3ª SESSÃO DE APRESENTAÇÃO DO LIVRO Venite in silentio coincidente com a estreia do espectáculo de mesmo nome
Serra d'Ossa, Hotel Convento de São Paulo, 1 de Outubro de 2004
Como a um filho, não conheço este livro. Não é por se transportar a luz que se passa a conhecê-la. Talvez seja, de todos os meus livros, o que menos conheço. Começo agora a conseguir lê-lo. Distanciadamente. A única maneira de conhecer, depois de ter estado em osmose com o objecto do conhecimento.
Cumpre-se hoje o ciclo de apresentação deste livro, que teve o seu primeiro lançamento em Lisboa na livraria Ler Devagar, depois em Évora na Som das Letras e hoje no Hotel Convento de S. Paulo. Duas livrarias e um convento. Na realidade, tendo em consideração que ambas as livrarias são especiais, por serem espaços não convencionais, não exclusivamente centrados na venda de livros, mas centrados em torno da ideia de reunião, que é o significado da palavra convento, afinal, este livro foi apresentado em três conventos.

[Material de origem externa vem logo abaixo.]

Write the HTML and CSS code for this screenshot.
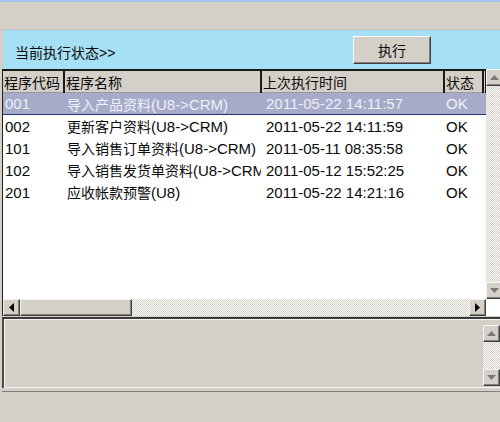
FILE: index.html
```html
<!DOCTYPE html>
<html>
<head>
  <title>程序执行状态</title>
  <link rel="stylesheet" href="styles.css">
</head>
<body>
  <div class="window">
    <div class="topbar"></div>

    <div class="panel">
      <span class="status">当前执行状态&gt;&gt;</span>
      <button class="btn">执行</button>
    </div>

    <div class="grid">
      <div class="grid-main">
        <div class="table-wrap">
          <table class="jobs">
            <colgroup>
              <col class="w-code">
              <col class="w-name">
              <col class="w-time">
              <col class="w-state">
              <col class="w-pad">
            </colgroup>
            <thead>
              <tr>
                <th>程序代码</th>
                <th>程序名称</th>
                <th>上次执行时间</th>
                <th>状态</th>
                <th></th>
              </tr>
            </thead>
            <tbody>
              <tr class="sel">
                <td>001</td>
                <td class="name"><span class="zh">导入产品资料</span>(U8-&gt;CRM)</td>
                <td class="time">2011-05-22 14:11:57</td>
                <td>OK</td>
                <td></td>
              </tr>
              <tr>
                <td>002</td>
                <td class="name"><span class="zh">更新客户资料</span>(U8-&gt;CRM)</td>
                <td class="time">2011-05-22 14:11:59</td>
                <td>OK</td>
                <td></td>
              </tr>
              <tr>
                <td>101</td>
                <td class="name"><span class="zh">导入销售订单资料</span>(U8-&gt;CRM)</td>
                <td class="time">2011-05-11 08:35:58</td>
                <td>OK</td>
                <td></td>
              </tr>
              <tr>
                <td>102</td>
                <td class="name"><span class="zh">导入销售发货单资料</span>(U8-&gt;CRM)</td>
                <td class="time">2011-05-12 15:52:25</td>
                <td>OK</td>
                <td></td>
              </tr>
              <tr>
                <td>201</td>
                <td class="name"><span class="zh">应收帐款预警</span>(U8)</td>
                <td class="time">2011-05-22 14:21:16</td>
                <td>OK</td>
                <td></td>
              </tr>
            </tbody>
          </table>
        </div>

        <div class="vscroll">
          <div class="sbtn">
            <svg width="9" height="5" viewBox="0 0 9 5"><polygon points="4.5,0 9,5 0,5" fill="#7a7a7a"/></svg>
          </div>
          <div class="track"></div>
          <div class="sbtn">
            <svg width="9" height="5" viewBox="0 0 9 5"><polygon points="0,0 9,0 4.5,5" fill="#7a7a7a"/></svg>
          </div>
        </div>
      </div>

      <div class="hscroll">
        <div class="sbtn">
          <svg width="5" height="9" viewBox="0 0 5 9"><polygon points="5,0 5,9 0,4.5" fill="#000"/></svg>
        </div>
        <div class="thumb"></div>
        <div class="track"></div>
        <div class="sbtn">
          <svg width="5" height="9" viewBox="0 0 5 9"><polygon points="0,0 5,4.5 0,9" fill="#000"/></svg>
        </div>
        <div class="corner"></div>
      </div>
    </div>

    <div class="memo">
      <div class="memo-body"></div>
      <div class="vscroll short">
        <div class="sbtn">
          <svg width="9" height="5" viewBox="0 0 9 5"><polygon points="4.5,0 9,5 0,5" fill="#7a7a7a"/></svg>
        </div>
        <div class="track"></div>
        <div class="sbtn">
          <svg width="9" height="5" viewBox="0 0 9 5"><polygon points="0,0 9,0 4.5,5" fill="#7a7a7a"/></svg>
        </div>
      </div>
    </div>

    <div class="footer"></div>
  </div>
</body>
</html>
```

FILE: styles.css
```css
html, body {
  margin: 0;
  height: 422px;
  overflow: hidden;
  background: #d4d0c8;
}
body {
  font-family: "Liberation Sans", "Noto Sans CJK SC", sans-serif;
  font-size: 15px;
  color: #0a0a0a;
}
.window {
  width: 503px;
}
.topbar {
  height: 27px;
  border-top: 2px solid #a3c2ea;
  border-bottom: 1px solid #cdc0bc;
}

/* blue status strip */
.panel {
  display: flex;
  align-items: center;
  height: 39px;
  margin-left: 3px;
  background: #a6e0f4;
}
.status {
  padding: 5px 0 0 12px;
  font-size: 14px;
}
.btn {
  margin: 0 72px 0 auto;
  width: 78px;
  height: 28px;
  font: inherit;
  font-size: 14px;
  color: #0a0a0a;
  background: #d4d0c8;
  border: 1px solid;
  border-color: #fff #404040 #404040 #fff;
  box-shadow: inset -1px -1px 0 #808080;
  padding: 0;
}

/* data grid */
.grid {
  margin-left: 2px;
  border-left: 1px solid #222;
  background: #fff;
}
.grid-main {
  display: flex;
  height: 230px;
}
.table-wrap {
  flex: 1;
  overflow: hidden;
}
.jobs {
  border-collapse: collapse;
  table-layout: fixed;
  width: 483px;
}
.w-code { width: 61px; }
.w-name { width: 197px; }
.w-time { width: 183px; }
.w-state { width: 39px; }
.w-pad { width: 3px; }
.jobs th {
  height: 21px;
  padding: 0 0 0 1px;
  text-align: left;
  font-weight: normal;
  font-size: 14px;
  background: #d4d0c8;
  border-top: 2px solid #1a1a1a;
  border-right: 2px solid #1a1a1a;
  border-bottom: 1px solid #9a9a9a;
  white-space: nowrap;
  overflow: hidden;
}
.jobs td {
  height: 22px;
  padding: 0 0 0 2px;
  white-space: nowrap;
  overflow: hidden;
}
.jobs td.name {
  padding-left: 3px;
}
.jobs td.time {
  padding-left: 5px;
}
.zh {
  font-size: 14px;
}
.jobs tr.sel td {
  height: 21px;
  background: #a7abca;
  color: #eef0f8;
  border-bottom: 1px solid #26307c;
}
.jobs tr.sel td:last-child {
  border-right: 1px solid #26307c;
}

/* scrollbars */
.vscroll {
  display: flex;
  flex-direction: column;
  width: 17px;
}
.hscroll {
  display: flex;
  height: 17px;
}
.sbtn {
  display: flex;
  align-items: center;
  justify-content: center;
  width: 17px;
  height: 17px;
  box-sizing: border-box;
  flex: none;
  background: #d4d0c8;
  border: 1px solid;
  border-color: #f4f4f4 #404040 #404040 #f4f4f4;
  box-shadow: inset -1px -1px 0 #808080;
}
.track {
  flex: 1;
  background: repeating-conic-gradient(#d4d0c8 0 25%, #fbfbfb 0 50%) 0 0 / 2px 2px;
}
.thumb {
  width: 112px;
  box-sizing: border-box;
  background: #d4d0c8;
  border: 1px solid;
  border-color: #f4f4f4 #404040 #404040 #f4f4f4;
  box-shadow: inset -1px -1px 0 #808080;
}
.corner {
  width: 17px;
  background: #fff;
}

/* notes box */
.memo {
  display: flex;
  height: 61px;
  margin: 1px 0 0 2px;
  padding: 6px 0 2px;
  border-top: 2px solid #3a3a3a;
  border-left: 2px solid #4a4a4a;
  box-shadow: inset 1px 1px 0 #f4f4f4, inset 0 -1px 0 #f4f4f4;
}
.memo-body {
  flex: 1;
}
.vscroll.short {
  margin-right: 3px;
}
.footer {
  border-top: 1px solid #808080;
  margin: 3px 0 0 2px;
}
```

Curiosamente, é quando termina o ciclo do livro que tem início o do espectáculo. Diria mais: entrelaçam-se, ou abraçam-se, em amalgama ou em anel ou em laço, espectáculo e livro, porque é após o primeiro espectáculo que se dá por concluída a apresentação do livro. Nesta confluência se juntam, sendo que nem o livro tem o seu final aqui, nem o espectáculo verdadeiramente hoje se inicia. Ele já está dentro de nós desde o início da gestação do projecto, e está no livro. Se o lerem, podem comprovar o que estou a dizer.
Assim sendo, livro e espectáculo estão inseridos num continuum a várias dimensões, pertencem a um fluxo a que cada um dá um nome, mas ao qual, talvez eternidade seja o mais adequado, embora não saibamos do que falamos quando falamos de eternidade porque os nossos corpos, apesar de maravilhosos, são demasiado limitados para suportarem tal esmagador conceito. Apesar de tudo, paradoxalmente, suportamos e compreendemos melhor a morte.
Mas Einstein, a quem se presta homenagem no início deste livro (ou no fim?) disse uma vez: " A distinção entre passado, presente e futuro é apenas uma ilusão, por muito persistente que seja." Repito: "por muito persistente que seja". As ilusões são persistentes. E nem por isso deixam de ser ilusões. Persistentes, mas não consistentes. Portanto, segundo ele, o tempo é apenas o disfarce de uma outra coisa. Não se comporta como um estafeta normal, pode correr do futuro para o passado e em todas as direcções simultaneamente. Isto é demasiado perturbador. Não fomos educados para isto. Fomos preparados para estar numa fila que se desloca apenas numa direcção e num sentido, à espera da morte. Sombras à espera de uma ilusão e de uma contradição. Este livrinho é um livrinho pretensioso, porque nasceu de uma ilusão, a ilusão de que a literatura pode, de alguma maneira, ajudar-nos transcender a ilusão. Por processos não lógicos. Quando falo em ajudar-nos, não me refiro a qualquer tipo de pretensão de missionarização que o livro tenha; quando escrevo é para eu própria tentar aprender, o que ainda não consegui, razão pela qual me parece que não poderei ficar-me por este livro, terei que continuar a escrever livros, terei que continuar o trabalho, o meu trabalho tem que continuar. Entretanto, parece que vai havendo alguns leitores de boa-vontade querendo partilhar isso, em reunião, em convento.
E no meio da serra, o que significa: no meio do silêncio.
Andámos por aqui durante nove meses escrevendo e preparando (e procurando) o espectáculo. Escrever foi uma forma de preparar o espectáculo, preparar o espectáculo foi uma forma de escrever. Fui observando, sentindo e escrevendo. E lendo. Este livro foi escrito com corpos, cheiros, vozes, música, sabores, dança, sonhos, medos, perplexidades. Nesse aspecto, na sua união com o espectáculo, é quase completo. Como produto material final é apenas uma vaga sombra do que quis ser. O que já era de esperar. Somos sombras, criamos sombras. Mas em nós está a luz. Por isso, há que continuar. Por causa da saudade da luz. Por causa da esperança.